◆ TASK BRIEF
For each line below that contains the string "React", copy that line.

◆ GIVEN INFORMATION
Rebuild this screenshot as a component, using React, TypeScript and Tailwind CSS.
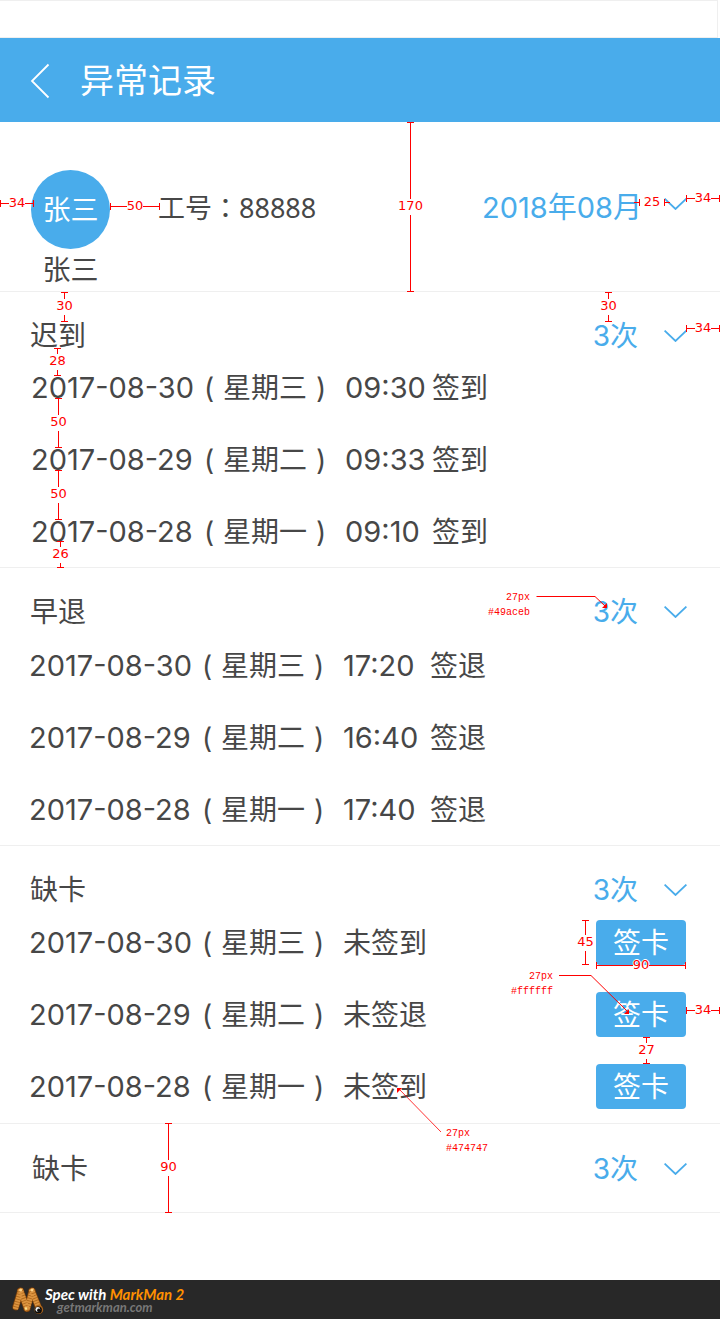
import React from "react";

const blue = "text-[#49aceb]";

function Chevron({ className = "" }: { className?: string }) {
  return (
    <svg className={`h-3 w-[23px] shrink-0 ${className}`} viewBox="0 0 23 12" fill="none" stroke="currentColor" strokeWidth="1.8" aria-hidden="true">
      <path d="M0.6 0.6 11.5 11 22.4 0.6" />
    </svg>
  );
}

function Tall({ label, className }: { label: string; className: string }) {
  return (
    <div className={`pointer-events-none absolute flex w-[21px] flex-col items-center ${className}`}>
      <i className="h-px w-[7px] bg-[#ff0000]" />
      <i className="w-px flex-1 bg-[#ff0000]" />
      <span className="pb-[2px] text-[13px] leading-[14px]">{label}</span>
      <i className="w-px flex-1 bg-[#ff0000]" />
      <i className="h-px w-[7px] bg-[#ff0000]" />
    </div>
  );
}

function Wide({ label, className }: { label: string; className: string }) {
  return (
    <div className={`pointer-events-none absolute flex h-4 items-center ${className}`}>
      <i className="h-[7px] w-px bg-[#ff0000]" />
      <i className="h-px flex-1 bg-[#ff0000]" />
      <span className="text-[13px] leading-4 [text-shadow:1px_0_#fff,-1px_0_#fff,0_1px_#fff,0_-1px_#fff]">{label}</span>
      <i className="h-px flex-1 bg-[#ff0000]" />
      <i className="h-[7px] w-px bg-[#ff0000]" />
    </div>
  );
}

function Note({ color, className }: { color: string; className: string }) {
  return (
    <div className={`pointer-events-none absolute font-['Liberation_Mono',monospace] text-[10px] leading-[15px] ${className}`}>
      <p>27px</p>
      <p>{color}</p>
    </div>
  );
}

const Marks = ({ children }: { children: React.ReactNode }) => (
  <div className="contents font-['DejaVu_Sans',sans-serif] font-normal text-[#ff0000]">{children}</div>
);

type Row = { date: string; day: string; time?: string; status: string };

type SectionProps = {
  title: string;
  headClass: string;
  listClass?: string;
  rows?: Row[];
  action?: boolean;
  children?: React.ReactNode;
};

function Section({ title, headClass, listClass = "", rows = [], action, children }: SectionProps) {
  return (
    <section className="relative border-b border-[#efefef]">
      <div className={`flex items-start justify-between pr-[33px] ${headClass}`}>
        <h2>{title}</h2>
        <button type="button" aria-expanded={rows.length > 0} className={`flex items-center gap-[26px] ${blue}`}>
          3次
          <Chevron />
        </button>
      </div>
      <ul className={listClass}>
        {rows.map((r) => (
          <li key={r.date} className="flex h-[72px] items-center justify-between pr-[34px]">
            <p className="flex items-baseline pt-[2px]">
              <span className="w-[164px] text-[29px]">{r.date}</span>
              <span className="w-7 text-center">(</span>
              <span>{r.day}</span>
              <span className="w-7 text-center">)</span>
              {r.time && <span className="ml-[10px] w-[77px] text-[29px]">{r.time}</span>}
              <span className="ml-[10px]">{r.status}</span>
            </p>
            {action && (
              <button type="button" className="h-[45px] w-[90px] rounded bg-[#49aceb] pt-[2px] text-white">
                签卡
              </button>
            )}
          </li>
        ))}
      </ul>
      {children}
    </section>
  );
}

const late: Row[] = [
  { date: "2017-08-30", day: "星期三", time: "09:30", status: "签到" },
  { date: "2017-08-29", day: "星期二", time: "09:33", status: "签到" },
  { date: "2017-08-28", day: "星期一", time: "09:10", status: "签到" },
];

const early: Row[] = [
  { date: "2017-08-30", day: "星期三", time: "17:20", status: "签退" },
  { date: "2017-08-29", day: "星期二", time: "16:40", status: "签退" },
  { date: "2017-08-28", day: "星期一", time: "17:40", status: "签退" },
];

const missing: Row[] = [
  { date: "2017-08-30", day: "星期三", status: "未签到" },
  { date: "2017-08-29", day: "星期二", status: "未签退" },
  { date: "2017-08-28", day: "星期一", status: "未签到" },
];

export default function App() {
  return (
    <div className="bg-white font-['Inter','Noto_Sans_CJK_SC',sans-serif] text-[28px] leading-8 font-[390] text-[#474747]">
      <div className="mr-[2px] h-[38px] border-y border-r border-[#efefef]" />
      <header className="flex h-[84px] items-center gap-[30px] bg-[#49aceb] pt-[2px] pl-[30px] text-white">
        <button type="button" aria-label="返回">
          <svg className="h-9 w-5" viewBox="0 0 20 36" fill="none" stroke="currentColor" strokeWidth="1.8">
            <path d="M18.5 1.5 2 18 18.5 34.5" />
          </svg>
        </button>
        <h1 className="text-[34px] leading-10">异常记录</h1>
      </header>

      <section className="relative flex h-[170px] items-start justify-between border-b border-[#efefef] pt-12 pr-[33px] pl-[31px]">
        <div className="flex gap-12">
          <div className="flex flex-col items-center">
            <div className="flex size-[79px] items-center justify-center rounded-full bg-[#49aceb] text-white">张三</div>
            <p className="leading-[42px]">张三</p>
          </div>
          <p className="font-['Noto_Sans','Noto_Sans_CJK_TC',sans-serif] text-[27px] leading-[76px]">工号：88888</p>
        </div>
        <button type="button" className={`flex h-[76px] items-center gap-[22px] ${blue}`}>
          <span className="text-[29px]">2018年08月</span>
          <Chevron className="mb-2" />
        </button>
        <Marks>
          <Wide label="34" className="top-[73px] left-0 w-[34px]" />
          <Wide label="50" className="top-[76px] left-[110px] w-[50px]" />
          <Tall label="170" className="top-0 left-[400px] h-[170px]" />
          <Wide label="34" className="top-[68px] right-0 w-[34px]" />
          <div className="pointer-events-none absolute top-[72px] right-[50px] flex h-4 w-9 items-center">
            <i className="h-px w-[5px] bg-[#ff0000]" />
            <i className="h-[7px] w-px bg-[#ff0000]" />
            <span className="flex-1 text-center text-[13px] leading-4">25</span>
            <i className="h-[7px] w-px bg-[#ff0000]" />
            <i className="h-px w-[5px] bg-[#ff0000]" />
          </div>
        </Marks>
      </section>

      <Section title="迟到" headClass="h-[59px] pt-7 pl-[30px]" listClass="pl-[31px]" rows={late}>
        <Marks>
          <Tall label="30" className="top-0 left-[54px] h-[30px]" />
          <Tall label="30" className="top-0 right-[101px] h-[30px]" />
          <Wide label="34" className="top-7 right-0 w-[34px]" />
          <Tall label="28" className="top-14 left-[47px] h-7" />
          <Tall label="50" className="top-[106px] left-12 h-[50px]" />
          <Tall label="50" className="top-[178px] left-12 h-[50px]" />
          <Tall label="26" className="top-[249px] left-[50px] h-[27px]" />
        </Marks>
      </Section>

      <Section title="早退" headClass="h-[61px] pt-7 pl-[30px]" listClass="pl-[29px]" rows={early}>
        <Marks>
          <Note color="#49aceb" className="top-[22px] right-[190px] text-right" />
          <svg className="pointer-events-none absolute top-7 right-[112px] h-3 w-[72px]" viewBox="0 0 72 12" fill="none" stroke="#ff0000" aria-hidden="true">
            <path d="M0.5 0.5H59L69 10" />
            <path d="M71 7v5h-5z" fill="#ff0000" stroke="none" />
          </svg>
        </Marks>
      </Section>

      <Section title="缺卡" headClass="h-[60px] pt-7 pl-[30px]" listClass="pb-px pl-[29px]" rows={missing} action>
        <Marks>
          <Tall label="45" className="top-[74px] right-[124px] h-[45px]" />
          <Wide label="90" className="top-[111px] right-[34px] w-[90px]" />
          <Wide label="34" className="top-[156px] right-0 w-[34px]" />
          <Tall label="27" className="top-[191px] right-[63px] h-[27px]" />
          <Note color="#ffffff" className="top-[123px] right-[167px] text-right" />
          <svg className="pointer-events-none absolute top-[129px] right-[90px] h-[39px] w-[71px]" viewBox="0 0 71 39" fill="none" stroke="#ff0000" aria-hidden="true">
            <path d="M0 0.5H32L69 37" />
            <path d="M70 34v5h-5z" fill="#ff0000" stroke="none" />
          </svg>
          <Note color="#474747" className="top-[280px] left-[446px]" />
          <svg className="pointer-events-none absolute top-[241px] left-[397px] h-[46px] w-[45px]" viewBox="0 0 45 46" fill="none" stroke="#ff0000" aria-hidden="true">
            <path d="M2 2 44 45" strokeWidth="0.8" />
            <path d="M0 6V1h5z" fill="#ff0000" stroke="none" />
          </svg>
        </Marks>
      </Section>

      <Section title="缺卡" headClass="h-[88px] pt-[29px] pl-8">
        <Marks>
          <Tall label="90" className="-top-px left-[158px] h-[90px]" />
        </Marks>
      </Section>

      <footer className="mt-[67px] flex h-[39px] items-start gap-px bg-[#282828] pl-3 font-['Lato',sans-serif] font-bold italic">
        <svg className="mt-[6px] h-[29px] w-8" viewBox="0 0 32 29" fill="none" strokeLinecap="round" aria-hidden="true">
          <g stroke="#6f3b0d" strokeWidth="7">
            <path d="M3.8 21 8.5 5" />
            <path d="M8.5 5 15 22.5" />
            <path d="M15 22.5 20 5" />
            <path d="M20 5 27 23" />
          </g>
          <g stroke="#b06a1e" strokeWidth="5.6">
            <path d="M3.8 21 8.5 5" />
            <path d="M8.5 5 15 22.5" />
            <path d="M15 22.5 20 5" />
            <path d="M20 5 27 22" />
          </g>
          <g stroke="#dc9440" strokeWidth="5.2" strokeLinecap="butt" strokeDasharray="1.7 0.9">
            <path d="M3.4 23 8 7" />
            <path d="M15.4 22 19.4 8" />
            <path d="M8 3 15.5 24" />
            <path d="M19.2 3 27 23" />
          </g>
          <circle cx="8.6" cy="4" r="1.5" fill="#ffd58a" />
          <circle cx="20" cy="4" r="1.5" fill="#ffd58a" />
          <circle cx="14" cy="22.5" r="1.3" fill="#ffe08a" />
          <circle cx="26.8" cy="23.7" r="4.4" fill="#a9621b" />
          <circle cx="26.3" cy="24" r="3.6" fill="#0c0c0c" />
          <circle cx="25.8" cy="23.4" r="2.4" fill="#f4f4f4" />
          <circle cx="26.8" cy="24.3" r="1.7" fill="#0c0c0c" />
        </svg>
        <div className="pt-[7px]">
          <p className="text-[15px] leading-[14px] text-white">
            Spec with <span className="text-[#ff9000]">MarkMan 2</span>
          </p>
          <p className="pl-3 text-[13px] leading-3 text-[#777777]">getmarkman.com</p>
        </div>
      </footer>
    </div>
  );
}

◆ RESULT OF THE TASK
Rebuild this screenshot as a component, using React, TypeScript and Tailwind CSS.
import React from "react";
const Marks = ({ children }: { children: React.ReactNode }) => (
  children?: React.ReactNode;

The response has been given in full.